By Kaitlin Mulhere
September 13, 2016
US Presidential Candidates Hillary Clinton (L) and Donald Trump
Alex Wong—Getty Images

Republicans and Democrats may be miles apart in their stances on taxes, business regulations, and government safety nets, but there’s at least one money topic a majority of them agree on: the effect the upcoming election could have on the economy.

Three in five Americans said the outcome of the presidential election poses the biggest threat to the economy right now, including 68% of Republicans and 60% of Democrats, according to a survey published Tuesday.

The survey asked 1,000 adults what they considered the most dire threat to the U.S. economy over the next six months. The election, less than two months away, was a far more common answer than terrorism (12%), struggling overseas economies (9%), a decline in the stock market (8%), and an increase in interest rates (5%). In fact, the outcome of the election was considered the top threat regardless of respondents’ gender, age, income, ethnicity, and education level.

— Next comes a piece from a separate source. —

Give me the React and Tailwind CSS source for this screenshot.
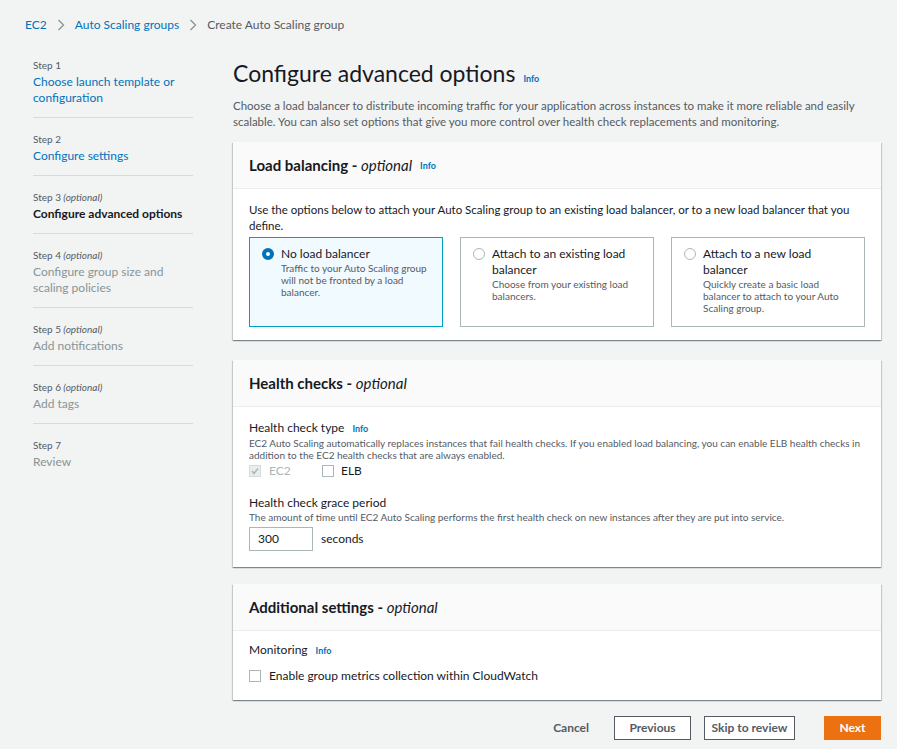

Both Hillary Clinton and Donald Trump have talked at length about economic topics, and aside from a commitment to boosting federal infrastructure spending, the two have vividly contrasting views on how to spur economic improvement. For instance, Trump wants to repeal Obamacare, which he views as an impediment to small businesses, and Clinton would expand the program. While history suggests that presidential winners have a surprisingly small impact on your investment portfolio, the candidates’ proposed tax plans would have starkly different effects, depending on your socioeconomic status.

Sherry Bebitch Jeffe, a professor of the practice of public policy communication at the University of Southern California, told Bankrate the survey results weren’t especially surprising, given that the presidential campaign has been dominating news coverage. Bankrate also notes the survey was conducted five days before last week’s stock market drop, which likely would have increased concern over the market.

The bipartisan agreement on the economic threat is perhaps even less surprising when you consider how polarizing both candidates are. The most recent Gallup poll found a roughly even share of Americans have unfavorable opinions of Clinton (57%) and Trump (59%).

Bankrate also reported Tuesday that its financial security index—which is based on questions on how people feel about their debt, savings, and job security—dropped to its lowest level in more than two years. The September index’s dip ended 27 consecutive months in which Americans had reported improved feelings of financial security compared to the previous year.